Ils se composent essentiellement d’une caisse montée sur patins et dans laquelle se placent les voyageurs ou les marchandises à transporter. On y adapte des brancards auxquels s’attellent les animaux de trait. Le freinage se fait soit au moyen d’une chaîne qu’on enroule autour des patins, soit par une pointe métallique commandée par un levier et qui peut s’enfoncer plus ou moins profondément dans le sol.

Ce traîneau schématique est susceptible de nombreuses variantes, depuis le traîneau luxueux, à la carrosserie soignée, qui repose sur de fins et élégants patins en fer forgé, jusqu’à l’humble caisse posée sur de larges patins de bois dans laquelle les paysans des Alpes placent ou du matériel, ou des bancs, selon qu’ils le destinent au transport des marchandises ou au transport des voyageurs.

Entre parenthèses, lorsqu’on utilise ces traîneaux ou des traîneaux découverts quelconques, il est bon, étant donné la température extérieure, de se munir de couvertures très chaudes et de se protéger le corps et les jambes.

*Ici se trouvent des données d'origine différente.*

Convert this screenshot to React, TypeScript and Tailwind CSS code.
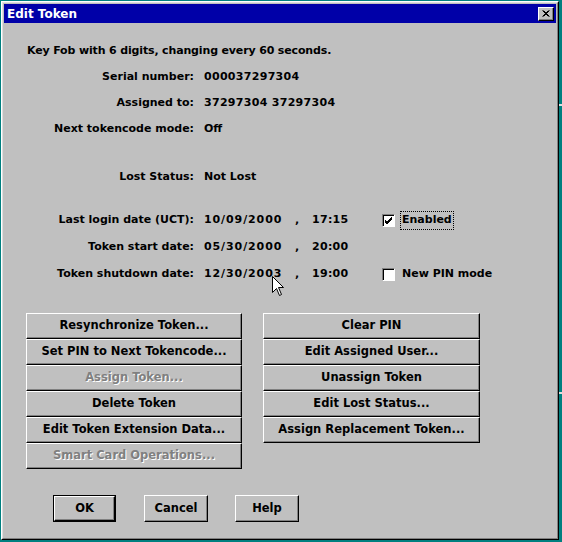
import React from 'react';

const font = { fontFamily: '"DejaVu Sans", "Liberation Sans", sans-serif' };

const leftButtons = [
  { label: 'Resynchronize Token...', disabled: false },
  { label: 'Set PIN to Next Tokencode...', disabled: false },
  { label: 'Assign Token...', disabled: true },
  { label: 'Delete Token', disabled: false },
  { label: 'Edit Token Extension Data...', disabled: false },
  { label: 'Smart Card Operations...', disabled: true },
];

const rightButtons = [
  'Clear PIN',
  'Edit Assigned User...',
  'Unassign Token',
  'Edit Lost Status...',
  'Assign Replacement Token...',
];

const Btn: React.FC<{ label: string; disabled?: boolean; className?: string }> = ({ label, disabled, className }) => (
  <div
    className={`h-[26px] flex items-center justify-center text-[11.5px] bg-[#c0c0c0] border-t border-l border-t-white border-l-white border-r border-b border-r-black border-b-black shadow-[inset_-1px_-1px_0_#808080] ${
      disabled ? 'text-[#808080] [text-shadow:1px_1px_0_#ffffff]' : 'text-black'
    } ${className ?? ''}`}
  >
    {label}
  </div>
);

const Row: React.FC<{ label: string; h: string; children?: React.ReactNode }> = ({ label, h, children }) => (
  <div className={`flex items-center ${h}`}>
    <div className="w-[169px] text-right pr-[1px]">{label}</div>
    <div className="ml-[9px] flex items-center">{children}</div>
  </div>
);

const Checkbox: React.FC<{ checked: boolean; label: string; focused?: boolean }> = ({ checked, label, focused }) => (
  <div className="flex items-center">
    <div className="w-[13px] h-[13px] bg-white border-t border-l border-t-[#808080] border-l-[#808080] border-r border-b border-r-white border-b-white shadow-[inset_1px_1px_0_#000000] flex items-center justify-center">
      {checked && (
        <svg width="9" height="9" viewBox="0 0 9 9">
          <path d="M1 4 L3 6 L8 1 M1 5 L3 7 L8 2 M1 6 L3 8 L8 3" stroke="#000" strokeWidth="1" fill="none" />
        </svg>
      )}
    </div>
    <div className={`ml-[5px] px-[1px] ${focused ? 'border border-dotted border-black' : 'border border-transparent'}`}>
      {label}
    </div>
  </div>
);

export default function App() {
  return (
    <div className="w-[562px] h-[542px] bg-[#008080] pt-[1px] pl-[1px] relative overflow-hidden" style={font}>
      {/* bits of the window behind */}
      <div className="absolute right-0 top-[104px] w-[3px] h-[2px] bg-[#dfdfdf]" />
      <div className="absolute right-0 top-[392px] w-[3px] h-[2px] bg-[#dfdfdf]" />

      <div className="w-[558px] h-[539px] bg-[#c0c0c0] border-t border-l border-t-white border-l-white border-r border-b border-r-black border-b-black">
        <div className="h-full border-t border-l border-t-[#dfdfdf] border-l-[#dfdfdf] border-r border-b border-r-[#808080] border-b-[#808080] p-[1px] flex flex-col text-[11px] font-bold text-black">
          {/* Title bar */}
          <div className="h-[19px] bg-[#0000a8] flex items-center justify-between pl-[3px] pr-[2px]">
            <span className="text-white text-[12px] font-bold">Edit Token</span>
            <div className="w-[16px] h-[14px] bg-[#c0c0c0] border-t border-l border-t-white border-l-white border-r border-b border-r-black border-b-black shadow-[inset_-1px_-1px_0_#808080] flex items-center justify-center">
              <svg width="8" height="7" viewBox="0 0 8 7">
                <path d="M0.5 0.5 L6.5 6.5 M1.5 0.5 L7.5 6.5 M6.5 0.5 L0.5 6.5 M7.5 0.5 L1.5 6.5" stroke="#000" strokeWidth="1" />
              </svg>
            </div>
          </div>

          {/* Body */}
          <div className="flex flex-col pl-[22px] mt-[15px]">
            <div className="h-[26px] flex items-center pl-[1px] tracking-[-0.15px]">Key Fob with 6 digits, changing every 60 seconds.</div>
            <Row label="Serial number:" h="h-[26px]">
              <span className="tracking-[0.3px]">000037297304</span>
            </Row>
            <Row label="Assigned to:" h="h-[26px]">
              <span className="tracking-[0.3px]">37297304 37297304</span>
            </Row>
            <Row label="Next tokencode mode:" h="h-[26px]">Off</Row>
            <div className="mt-[22px]">
              <Row label="Lost Status:" h="h-[26px]">Not Lost</Row>
            </div>
            <div className="mt-[17px]">
              <Row label="Last login date (UCT):" h="h-[27px]">
                <span className="w-[91px] tracking-[0.9px]">10/09/2000</span>
                <span className="w-[17px]">,</span>
                <span className="w-[70px] tracking-[0.3px]">17:15</span>
                <Checkbox checked label="Enabled" focused />
              </Row>
              <Row label="Token start date:" h="h-[27px]">
                <span className="w-[91px] tracking-[0.9px]">05/30/2000</span>
                <span className="w-[17px]">,</span>
                <span className="w-[70px] tracking-[0.3px]">20:00</span>
              </Row>
              <Row label="Token shutdown date:" h="h-[27px]">
                <span className="w-[91px] tracking-[0.9px]">12/30/2003</span>
                <span className="w-[17px]">,</span>
                <span className="w-[70px] tracking-[0.3px]">19:00</span>
                <Checkbox checked={false} label="New PIN mode" />
              </Row>
            </div>

            {/* Action buttons */}
            <div className="flex mt-[25px]">
              <div className="w-[216px] flex flex-col">
                {leftButtons.map((b) => (
                  <Btn key={b.label} label={b.label} disabled={b.disabled} />
                ))}
              </div>
              <div className="w-[217px] ml-[21px] flex flex-col">
                {rightButtons.map((b) => (
                  <Btn key={b} label={b} />
                ))}
              </div>
            </div>

            {/* OK / Cancel / Help */}
            <div className="flex mt-[26px] ml-[27px]">
              <div className="w-[63px] h-[27px] border border-black">
                <Btn label="OK" className="h-full" />
              </div>
              <Btn label="Cancel" className="w-[64px] h-[27px] ml-[28px]" />
              <Btn label="Help" className="w-[64px] h-[27px] ml-[27px]" />
            </div>
          </div>
        </div>
      </div>

      {/* mouse pointer */}
      <svg className="absolute left-[272px] top-[276px]" width="13" height="21" viewBox="0 0 13 21">
        <path
          d="M0.5 0.5 L0.5 16.5 L4.5 12.5 L7.5 19.5 L9.5 18.5 L6.5 11.5 L11.5 11.5 Z"
          fill="#ffffff"
          stroke="#000000"
          strokeWidth="1"
        />
      </svg>
    </div>
  );
}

En somme, le traîneau est une voiture dans laquelle les roues ont été remplacées par des patins ; aussi a-t-on cherché à rendre cette transformation commode.

Il est facile de construire, pour chaque modèle de voiture, un système de patins qu’on peut en quelques minutes substituer aux roues lorsque la saison et le temps l’exigent, et il est sage de prévoir dans ce cas, pour les brancards, une fixation à ces patins, car à leur emplacement habituel ils fatigueraient trop les ressorts.

Nous terminerons cette brève étude du traîneau ordinaire en indiquant un procédé assez pratique qui permet de parcourir sans difficulté les routes tantôt « enneigées, » tantôt boueuses, qu’on trouve au printemps.

Le véhicule est muni de patins et d’une paire de roues qui peuvent, grâce à un simple levier, être mises en contact avec le sol, ou être relevées quand on arrive sur une étendue neigeuse.